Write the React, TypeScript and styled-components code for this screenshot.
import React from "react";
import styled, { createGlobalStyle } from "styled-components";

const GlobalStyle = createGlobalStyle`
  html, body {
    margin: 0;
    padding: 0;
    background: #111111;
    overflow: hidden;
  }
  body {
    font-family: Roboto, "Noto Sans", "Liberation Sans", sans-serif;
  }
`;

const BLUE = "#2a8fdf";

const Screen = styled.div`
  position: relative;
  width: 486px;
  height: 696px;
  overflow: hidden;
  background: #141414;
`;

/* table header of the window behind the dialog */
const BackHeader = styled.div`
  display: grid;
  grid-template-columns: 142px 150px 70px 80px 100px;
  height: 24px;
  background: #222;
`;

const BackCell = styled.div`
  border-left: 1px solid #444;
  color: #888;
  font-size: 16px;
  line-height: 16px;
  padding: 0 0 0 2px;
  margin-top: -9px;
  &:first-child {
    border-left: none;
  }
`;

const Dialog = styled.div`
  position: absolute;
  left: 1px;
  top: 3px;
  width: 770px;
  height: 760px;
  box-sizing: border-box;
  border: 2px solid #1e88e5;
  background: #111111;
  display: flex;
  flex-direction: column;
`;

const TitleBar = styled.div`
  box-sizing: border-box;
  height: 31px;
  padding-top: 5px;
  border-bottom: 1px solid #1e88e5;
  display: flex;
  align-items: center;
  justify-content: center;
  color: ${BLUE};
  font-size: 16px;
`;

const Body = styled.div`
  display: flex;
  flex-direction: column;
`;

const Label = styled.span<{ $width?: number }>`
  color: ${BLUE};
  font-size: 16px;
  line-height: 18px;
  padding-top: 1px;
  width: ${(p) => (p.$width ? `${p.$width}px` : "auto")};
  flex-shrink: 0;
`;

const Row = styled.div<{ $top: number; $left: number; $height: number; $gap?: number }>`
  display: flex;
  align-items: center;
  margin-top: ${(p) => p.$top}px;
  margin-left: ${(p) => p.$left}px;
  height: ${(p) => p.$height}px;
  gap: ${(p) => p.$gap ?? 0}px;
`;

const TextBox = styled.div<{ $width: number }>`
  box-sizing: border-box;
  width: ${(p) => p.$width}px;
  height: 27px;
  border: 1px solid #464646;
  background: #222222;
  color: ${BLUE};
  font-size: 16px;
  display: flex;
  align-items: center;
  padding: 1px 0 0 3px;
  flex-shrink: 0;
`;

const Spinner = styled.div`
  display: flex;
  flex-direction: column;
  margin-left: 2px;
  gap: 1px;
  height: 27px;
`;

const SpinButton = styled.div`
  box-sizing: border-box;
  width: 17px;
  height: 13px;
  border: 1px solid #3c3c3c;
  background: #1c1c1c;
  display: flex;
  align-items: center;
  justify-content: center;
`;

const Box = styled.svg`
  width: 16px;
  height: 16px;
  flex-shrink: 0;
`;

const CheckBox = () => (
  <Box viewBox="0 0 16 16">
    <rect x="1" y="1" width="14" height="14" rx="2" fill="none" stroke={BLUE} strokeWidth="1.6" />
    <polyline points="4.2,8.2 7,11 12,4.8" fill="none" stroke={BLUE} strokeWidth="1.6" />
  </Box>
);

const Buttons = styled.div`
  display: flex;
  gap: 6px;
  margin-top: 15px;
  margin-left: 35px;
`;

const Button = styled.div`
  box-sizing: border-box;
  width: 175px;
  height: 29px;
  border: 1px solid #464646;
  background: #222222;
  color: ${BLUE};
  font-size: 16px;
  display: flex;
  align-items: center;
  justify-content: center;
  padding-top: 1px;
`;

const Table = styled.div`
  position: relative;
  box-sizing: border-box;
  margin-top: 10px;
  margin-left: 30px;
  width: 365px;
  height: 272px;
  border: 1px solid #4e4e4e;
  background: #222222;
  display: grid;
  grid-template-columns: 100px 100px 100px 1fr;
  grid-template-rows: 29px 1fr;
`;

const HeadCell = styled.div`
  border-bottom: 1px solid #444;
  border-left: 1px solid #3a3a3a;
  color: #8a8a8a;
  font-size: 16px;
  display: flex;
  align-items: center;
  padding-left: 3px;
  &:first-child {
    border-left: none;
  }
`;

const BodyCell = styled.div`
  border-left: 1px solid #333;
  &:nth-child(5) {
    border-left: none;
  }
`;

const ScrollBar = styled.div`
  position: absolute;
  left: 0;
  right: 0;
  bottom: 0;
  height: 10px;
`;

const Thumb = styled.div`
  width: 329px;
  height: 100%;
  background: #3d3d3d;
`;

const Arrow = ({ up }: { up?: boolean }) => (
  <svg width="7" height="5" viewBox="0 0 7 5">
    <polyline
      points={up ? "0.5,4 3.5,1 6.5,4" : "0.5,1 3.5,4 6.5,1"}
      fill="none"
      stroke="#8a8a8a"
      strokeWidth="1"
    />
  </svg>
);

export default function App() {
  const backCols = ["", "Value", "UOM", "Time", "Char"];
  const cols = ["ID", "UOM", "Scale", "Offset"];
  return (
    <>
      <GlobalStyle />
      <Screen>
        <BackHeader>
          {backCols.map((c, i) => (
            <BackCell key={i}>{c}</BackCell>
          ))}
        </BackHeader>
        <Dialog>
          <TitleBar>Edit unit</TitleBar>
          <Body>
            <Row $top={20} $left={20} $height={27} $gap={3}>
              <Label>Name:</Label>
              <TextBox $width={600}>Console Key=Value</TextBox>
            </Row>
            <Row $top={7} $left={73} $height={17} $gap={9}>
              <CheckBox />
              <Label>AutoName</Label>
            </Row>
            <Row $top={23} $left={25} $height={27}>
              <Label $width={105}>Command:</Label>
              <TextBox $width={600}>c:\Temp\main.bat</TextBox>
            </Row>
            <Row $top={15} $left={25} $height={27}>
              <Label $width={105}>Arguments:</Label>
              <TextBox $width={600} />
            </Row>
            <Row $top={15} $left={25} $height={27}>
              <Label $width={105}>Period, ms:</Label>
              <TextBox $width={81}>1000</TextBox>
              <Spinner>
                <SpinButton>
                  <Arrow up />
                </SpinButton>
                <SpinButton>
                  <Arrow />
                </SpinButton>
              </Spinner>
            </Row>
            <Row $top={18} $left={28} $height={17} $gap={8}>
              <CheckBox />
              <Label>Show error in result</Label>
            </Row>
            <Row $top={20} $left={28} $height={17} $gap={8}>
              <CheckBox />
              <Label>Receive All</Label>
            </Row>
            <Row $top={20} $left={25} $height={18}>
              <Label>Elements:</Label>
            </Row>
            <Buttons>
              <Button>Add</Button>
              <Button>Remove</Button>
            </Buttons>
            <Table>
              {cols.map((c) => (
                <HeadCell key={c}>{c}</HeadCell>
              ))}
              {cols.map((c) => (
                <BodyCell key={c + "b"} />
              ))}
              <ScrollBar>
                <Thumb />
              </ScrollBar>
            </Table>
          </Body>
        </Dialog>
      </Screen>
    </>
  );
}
***
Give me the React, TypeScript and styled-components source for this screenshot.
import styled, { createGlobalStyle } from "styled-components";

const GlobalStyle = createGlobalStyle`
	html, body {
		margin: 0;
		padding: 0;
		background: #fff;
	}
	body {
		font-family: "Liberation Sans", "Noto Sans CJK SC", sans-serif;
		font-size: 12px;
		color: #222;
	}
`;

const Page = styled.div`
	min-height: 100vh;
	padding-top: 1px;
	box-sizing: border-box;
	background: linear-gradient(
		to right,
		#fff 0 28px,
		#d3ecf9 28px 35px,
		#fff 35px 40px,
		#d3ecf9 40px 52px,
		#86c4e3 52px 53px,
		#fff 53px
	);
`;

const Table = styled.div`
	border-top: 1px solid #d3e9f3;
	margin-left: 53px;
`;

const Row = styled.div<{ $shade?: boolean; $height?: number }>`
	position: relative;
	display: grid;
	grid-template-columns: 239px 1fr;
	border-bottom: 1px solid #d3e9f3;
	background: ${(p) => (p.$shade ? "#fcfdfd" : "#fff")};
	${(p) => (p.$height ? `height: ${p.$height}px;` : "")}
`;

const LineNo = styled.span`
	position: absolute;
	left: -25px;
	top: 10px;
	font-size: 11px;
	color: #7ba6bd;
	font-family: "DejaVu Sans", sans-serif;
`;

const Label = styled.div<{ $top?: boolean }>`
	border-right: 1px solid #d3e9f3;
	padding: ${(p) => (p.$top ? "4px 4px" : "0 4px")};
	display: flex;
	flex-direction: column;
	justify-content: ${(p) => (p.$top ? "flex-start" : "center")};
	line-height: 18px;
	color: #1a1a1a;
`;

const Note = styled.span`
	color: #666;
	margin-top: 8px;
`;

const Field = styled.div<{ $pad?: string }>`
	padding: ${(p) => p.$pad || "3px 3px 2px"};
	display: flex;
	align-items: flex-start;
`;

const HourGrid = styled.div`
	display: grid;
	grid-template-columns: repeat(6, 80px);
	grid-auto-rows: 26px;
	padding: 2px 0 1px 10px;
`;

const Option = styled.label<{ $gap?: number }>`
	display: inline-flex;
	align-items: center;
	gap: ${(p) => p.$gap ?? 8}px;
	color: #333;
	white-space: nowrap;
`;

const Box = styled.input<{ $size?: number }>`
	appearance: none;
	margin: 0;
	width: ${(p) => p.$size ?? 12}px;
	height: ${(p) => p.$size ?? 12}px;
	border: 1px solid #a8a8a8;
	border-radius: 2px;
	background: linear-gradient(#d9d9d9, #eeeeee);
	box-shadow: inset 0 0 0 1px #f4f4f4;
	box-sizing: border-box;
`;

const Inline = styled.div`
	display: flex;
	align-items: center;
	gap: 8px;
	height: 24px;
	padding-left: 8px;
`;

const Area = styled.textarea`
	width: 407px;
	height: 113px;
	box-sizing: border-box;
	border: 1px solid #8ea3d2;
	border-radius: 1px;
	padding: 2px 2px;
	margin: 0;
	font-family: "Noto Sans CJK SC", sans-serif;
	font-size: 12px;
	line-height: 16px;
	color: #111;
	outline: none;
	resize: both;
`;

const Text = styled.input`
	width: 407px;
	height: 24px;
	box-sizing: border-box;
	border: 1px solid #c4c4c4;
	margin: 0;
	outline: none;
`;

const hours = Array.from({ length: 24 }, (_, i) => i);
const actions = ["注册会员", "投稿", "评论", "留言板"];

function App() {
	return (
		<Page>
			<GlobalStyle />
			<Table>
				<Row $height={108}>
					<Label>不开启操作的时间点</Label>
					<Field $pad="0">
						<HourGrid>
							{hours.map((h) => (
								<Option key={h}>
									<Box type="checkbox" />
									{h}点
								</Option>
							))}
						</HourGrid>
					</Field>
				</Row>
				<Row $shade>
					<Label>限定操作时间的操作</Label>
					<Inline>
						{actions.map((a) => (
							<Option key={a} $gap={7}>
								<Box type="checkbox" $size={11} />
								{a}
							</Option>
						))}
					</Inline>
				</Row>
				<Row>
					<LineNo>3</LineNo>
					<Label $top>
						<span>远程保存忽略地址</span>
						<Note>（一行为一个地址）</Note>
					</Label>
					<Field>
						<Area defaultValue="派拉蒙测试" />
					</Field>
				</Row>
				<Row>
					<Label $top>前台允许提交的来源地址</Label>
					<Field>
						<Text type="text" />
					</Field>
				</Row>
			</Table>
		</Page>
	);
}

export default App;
***
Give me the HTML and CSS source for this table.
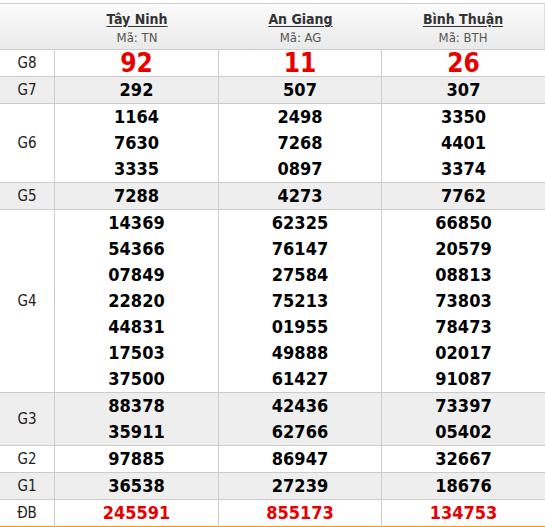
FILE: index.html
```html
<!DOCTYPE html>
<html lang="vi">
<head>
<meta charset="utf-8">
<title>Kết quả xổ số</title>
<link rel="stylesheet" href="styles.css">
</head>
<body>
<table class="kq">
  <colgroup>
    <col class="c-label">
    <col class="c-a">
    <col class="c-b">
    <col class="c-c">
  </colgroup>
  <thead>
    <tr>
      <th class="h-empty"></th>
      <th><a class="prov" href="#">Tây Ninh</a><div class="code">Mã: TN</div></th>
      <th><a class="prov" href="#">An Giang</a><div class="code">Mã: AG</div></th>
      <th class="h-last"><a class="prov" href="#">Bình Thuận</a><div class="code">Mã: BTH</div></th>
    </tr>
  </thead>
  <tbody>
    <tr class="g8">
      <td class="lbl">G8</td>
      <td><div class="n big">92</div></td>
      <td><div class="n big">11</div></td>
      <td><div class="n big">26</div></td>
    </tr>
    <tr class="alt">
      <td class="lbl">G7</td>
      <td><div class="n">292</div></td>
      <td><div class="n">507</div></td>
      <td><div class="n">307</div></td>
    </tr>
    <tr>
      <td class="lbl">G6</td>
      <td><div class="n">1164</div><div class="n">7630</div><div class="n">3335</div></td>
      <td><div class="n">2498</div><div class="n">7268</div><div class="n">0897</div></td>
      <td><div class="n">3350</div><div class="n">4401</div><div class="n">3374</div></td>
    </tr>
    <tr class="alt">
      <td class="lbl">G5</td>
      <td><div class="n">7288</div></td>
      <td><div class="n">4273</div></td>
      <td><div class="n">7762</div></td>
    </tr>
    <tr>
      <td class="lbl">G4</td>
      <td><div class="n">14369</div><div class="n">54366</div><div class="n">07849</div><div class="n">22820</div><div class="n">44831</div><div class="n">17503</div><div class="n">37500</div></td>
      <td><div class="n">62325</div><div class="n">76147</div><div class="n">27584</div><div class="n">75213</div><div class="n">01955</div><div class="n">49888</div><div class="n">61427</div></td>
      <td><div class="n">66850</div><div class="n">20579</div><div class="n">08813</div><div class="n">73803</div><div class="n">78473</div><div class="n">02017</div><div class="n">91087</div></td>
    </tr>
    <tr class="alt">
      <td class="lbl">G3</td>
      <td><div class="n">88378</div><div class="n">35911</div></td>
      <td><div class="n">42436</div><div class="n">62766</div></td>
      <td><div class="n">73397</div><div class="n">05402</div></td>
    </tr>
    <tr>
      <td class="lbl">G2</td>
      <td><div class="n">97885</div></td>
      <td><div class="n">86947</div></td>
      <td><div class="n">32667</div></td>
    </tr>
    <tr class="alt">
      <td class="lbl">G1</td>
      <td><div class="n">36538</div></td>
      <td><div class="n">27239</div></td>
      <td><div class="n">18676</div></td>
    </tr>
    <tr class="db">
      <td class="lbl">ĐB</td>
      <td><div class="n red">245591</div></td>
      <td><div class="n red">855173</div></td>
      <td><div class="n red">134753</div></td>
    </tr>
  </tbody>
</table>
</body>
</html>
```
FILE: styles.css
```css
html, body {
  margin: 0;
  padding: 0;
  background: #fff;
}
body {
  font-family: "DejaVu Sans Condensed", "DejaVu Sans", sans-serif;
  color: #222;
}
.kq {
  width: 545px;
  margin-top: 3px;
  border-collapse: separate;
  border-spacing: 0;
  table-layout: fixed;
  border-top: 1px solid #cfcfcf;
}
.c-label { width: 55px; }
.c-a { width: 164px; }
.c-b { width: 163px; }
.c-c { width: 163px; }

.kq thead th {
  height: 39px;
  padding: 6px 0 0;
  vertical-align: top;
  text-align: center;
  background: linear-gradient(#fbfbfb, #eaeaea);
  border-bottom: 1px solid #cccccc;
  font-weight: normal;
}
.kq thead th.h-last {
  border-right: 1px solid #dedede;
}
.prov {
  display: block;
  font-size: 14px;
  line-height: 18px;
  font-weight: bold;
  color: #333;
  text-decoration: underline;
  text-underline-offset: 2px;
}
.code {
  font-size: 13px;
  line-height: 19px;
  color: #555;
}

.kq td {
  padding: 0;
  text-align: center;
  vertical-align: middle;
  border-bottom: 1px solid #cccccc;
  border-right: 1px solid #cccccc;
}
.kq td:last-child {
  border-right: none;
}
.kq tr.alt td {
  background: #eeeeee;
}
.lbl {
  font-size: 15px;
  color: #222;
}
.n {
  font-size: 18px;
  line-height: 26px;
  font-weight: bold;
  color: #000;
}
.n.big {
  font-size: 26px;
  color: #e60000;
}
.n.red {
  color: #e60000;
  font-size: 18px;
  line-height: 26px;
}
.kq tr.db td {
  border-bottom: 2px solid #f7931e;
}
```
***
# PROBLEM TO WORK ON:
Copy every line of the entries above in which "Give" occurs.

# EXPECTED ANSWER:
Give me the React, TypeScript and styled-components source for this screenshot.
Give me the HTML and CSS source for this table.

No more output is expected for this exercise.